I usually do what I can to try to pass on things when I no longer need them; donate to charity shops, offer for free on FB / Freecycle/ Gumtree or leave on a 'help yourself' table in the verge outside my house. Disposing of things responsibly is definitely taking more effort, planning and consideration than acquiring stuff!
I buy pretty much everything second hand so while I feel like I'm not contributing much to the detrimental and unsustainable processes involved in manufacturing, transporting and distributing new consumer goods, I often find myself wondering how best to facilitate the safe and responsible disposal of things at the end of their serviceable life. "There's no 'out'," as the saying goes; you're never actually 'clearing something out', just displacing the responsibility for its disposal.

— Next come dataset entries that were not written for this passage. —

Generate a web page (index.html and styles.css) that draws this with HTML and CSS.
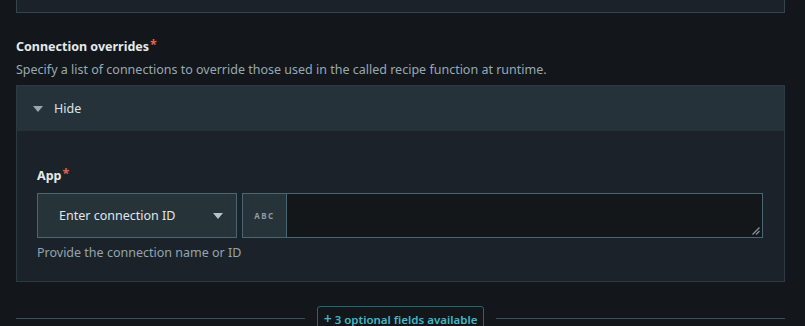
FILE: index.html
```html
<!DOCTYPE html>
<html>
<head>
<meta charset="utf-8">
<link rel="stylesheet" href="styles.css">
</head>
<body>
<div class="page">
  <div class="prev-box"></div>
  <div class="field-head">
    <div class="label">Connection overrides<span class="req">*</span></div>
    <div class="desc">Specify a list of connections to override those used in the called recipe function at runtime.</div>
  </div>
  <div class="accordion">
    <div class="acc-head">
      <svg class="tri" width="10" height="6" viewBox="0 0 10 6"><path d="M0 0H10L5 6Z" fill="#9aa7ae"/></svg>
      <span>Hide</span>
    </div>
    <div class="acc-body">
      <div class="label">App<span class="req">*</span></div>
      <div class="row">
        <div class="select">
          <span>Enter connection ID</span>
          <svg width="10" height="6" viewBox="0 0 10 6"><path d="M0 0H10L5 6Z" fill="#b9c3c9"/></svg>
        </div>
        <div class="group">
          <div class="prefix">ABC</div>
          <div class="textarea">
            <svg class="grip" width="9" height="9" viewBox="0 0 9 9"><path d="M8.5 1.5L1.5 8.5M8.5 5L5 8.5" stroke="#8a949a" stroke-width="1.2"/></svg>
          </div>
        </div>
      </div>
      <div class="hint">Provide the connection name or ID</div>
    </div>
  </div>
  <div class="more">
    <div class="line"></div>
    <div class="more-btn"><span class="plus">+</span> 3 optional fields available</div>
    <div class="line"></div>
  </div>
</div>
</body>
</html>
```
FILE: styles.css
```css
html, body {
  margin: 0;
  padding: 0;
  background: #13171b;
  height: 100%;
  overflow: hidden;
}
.page {
  padding: 0 20px 0 16px;
  font-family: "Noto Sans", "Open Sans", sans-serif;
  font-size: 12.5px;
  color: #dfe5e9;
}
.prev-box {
  height: 12px;
  background: #1c2229;
  border: 1px solid #344550;
  border-top: none;
}
.field-head {
  padding-top: 25px;
}
.label {
  font-weight: 700;
  font-size: 12.5px;
  line-height: 18px;
  color: #e4e9ec;
}
.req {
  color: #e4634e;
  margin-left: 1px;
  position: relative;
  top: -2px;
}
.desc {
  margin-top: 5px;
  line-height: 18px;
  color: #97a9b3;
}
.accordion {
  margin-top: 6px;
  border: 1px solid #2e3a42;
  background: #1c2229;
}
.acc-head {
  height: 45px;
  background: #263239;
  display: flex;
  align-items: center;
  padding-left: 16px;
  gap: 11px;
  color: #dce3e7;
}
.acc-body {
  padding: 36px 21px 19px 20px;
}
.row {
  display: flex;
  gap: 5px;
  margin-top: 8px;
  height: 45px;
}
.select {
  border: 1px solid #4a6673;
  background: #263339;
  display: flex;
  align-items: center;
  justify-content: space-between;
  padding: 0 13px 0 21px;
  box-sizing: border-box;
  width: 200px;
  color: #e0e6ea;
}
.group {
  flex: 1;
  display: flex;
  border: 1px solid #4a6673;
}
.prefix {
  width: 43px;
  background: #263339;
  border-right: 1px solid #4a6673;
  display: flex;
  align-items: center;
  justify-content: center;
  font-size: 8px;
  font-weight: 700;
  letter-spacing: 1.5px;
  color: #8d9ba2;
}
.textarea {
  flex: 1;
  background: #13171a;
  position: relative;
}
.grip {
  position: absolute;
  right: 2px;
  bottom: 2px;
}
.hint {
  margin-top: 6px;
  line-height: 18px;
  color: #93a5ae;
}
.more {
  display: flex;
  align-items: flex-start;
  margin-top: 24px;
}
.line {
  flex: 1;
  height: 1px;
  background: #3b4d57;
  margin-top: 12px;
}
.more-btn {
  margin: 0 12px;
  border: 1px solid #1d6a73;
  border-radius: 3px;
  padding: 4px 6px 6px 6px;
  color: #45b7c5;
  font-weight: 600;
  font-size: 11.5px;
  line-height: 16px;
}
.plus {
  font-size: 14px;
}
```
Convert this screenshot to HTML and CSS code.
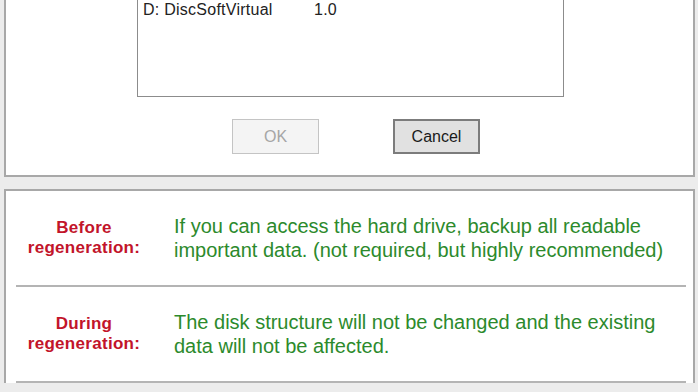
FILE: index.html
```html
<!DOCTYPE html>
<html lang="en">

<head>
    <meta charset="UTF-8">
    <meta name="viewport" content="width=device-width, initial-scale=1.0">
    <title>Regenerate Drive</title>
    <link rel="stylesheet" href="styles.css">
</head>

<body>
    <div class="window">
        <div class="panel panel-top">
            <div class="drive-list">
                <div class="drive-row">
                    <span class="drive-name">D: DiscSoftVirtual</span>
                    <span class="drive-ver">1.0</span>
                </div>
            </div>
            <div class="buttons">
                <button class="btn" disabled>OK</button>
                <button class="btn btn-cancel">Cancel</button>
            </div>
        </div>

        <div class="panel panel-notes">
            <div class="note">
                <div class="note-label">Before<br>regeneration:</div>
                <div class="note-text">If you can access the hard drive, backup all readable important data. (not required, but highly recommended)</div>
            </div>
            <div class="note">
                <div class="note-label">During<br>regeneration:</div>
                <div class="note-text">The disk structure will not be changed and the existing data will not be affected.</div>
            </div>
        </div>
    </div>
</body>

</html>
```

FILE: styles.css
```css
body {
    margin: 0;
    padding: 0;
    background-color: #ececec;
    font-family: "Liberation Sans", Arial, sans-serif;
    overflow: hidden;
}

.window {
    padding: 0 3px 0 4px;
}

.panel {
    background-color: #fff;
    border: 2px solid #a8a8a8;
    border-top-width: 1px;
}

/* Drive selection */
.panel-top {
    margin-top: -30px;
    padding: 0 0 21px 0;
    margin-bottom: 12px;
}

.drive-list {
    box-sizing: border-box;
    width: 427px;
    height: 126px;
    margin-left: 131px;
    padding: 28px 0 0 5px;
    border: 1px solid #8c8c8c;
}

.drive-row {
    display: flex;
    font-size: 16px;
    line-height: 19px;
    letter-spacing: 0.25px;
    color: #222;
}

.drive-name {
    width: 171px;
}

.buttons {
    display: flex;
    gap: 74px;
    padding-left: 226px;
    margin-top: 22px;
}

.btn {
    width: 87px;
    height: 35px;
    font-family: "Liberation Sans", Arial, sans-serif;
    font-size: 16px;
    background-color: #f4f4f4;
    border: 1px solid #c4c4c4;
    color: #a6a6a6;
    padding: 0;
}

.btn-cancel {
    background-color: #e1e1e1;
    border: 2px solid #7c7c7c;
    color: #1a1a1a;
}

/* Notes */
.panel-notes {
    border-top-width: 2px;
    border-bottom: none;
    padding: 0 7px 0 10px;
}

.note {
    box-sizing: border-box;
    height: 96px;
    display: flex;
    align-items: center;
    border-bottom: 2px solid #b4b4b4;
}

.note-label {
    width: 136px;
    text-align: center;
    font-size: 17px;
    line-height: 20px;
    letter-spacing: 0.3px;
    font-weight: bold;
    color: #c2142a;
}

.note-text {
    flex: 1;
    padding-left: 22px;
    font-size: 20px;
    line-height: 24px;
    color: #2c8a2c;
}
```
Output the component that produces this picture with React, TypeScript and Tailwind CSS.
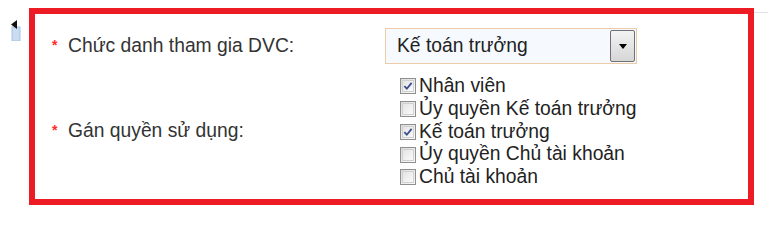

I'm just about to make a trip to our local tip. I hate it that there are things in my boot that are likely to go to landfill or for which recycling options are limited. I've got car booster seats which I cannot pass on for love nor money. The recycling centre manager told me that these make up a huge portion of what they deem unrecyclable hard plastics and they have a separate shipping container just for booster seats. I've got some snagged bodyboards, a couple of broken garden chairs and the plastic netting and guardpads off a trampoline. The list goes on. It's so grim to see all the stuff that ends up in the various containers, a sort of bleak consumerism graveyard. So much of it just can't be recycled or stripped for parts -it's just destined for landfill.
The point of this post, I suppose, is wondering how others are squaring this issue in their lives as consumers, both practically and ethically.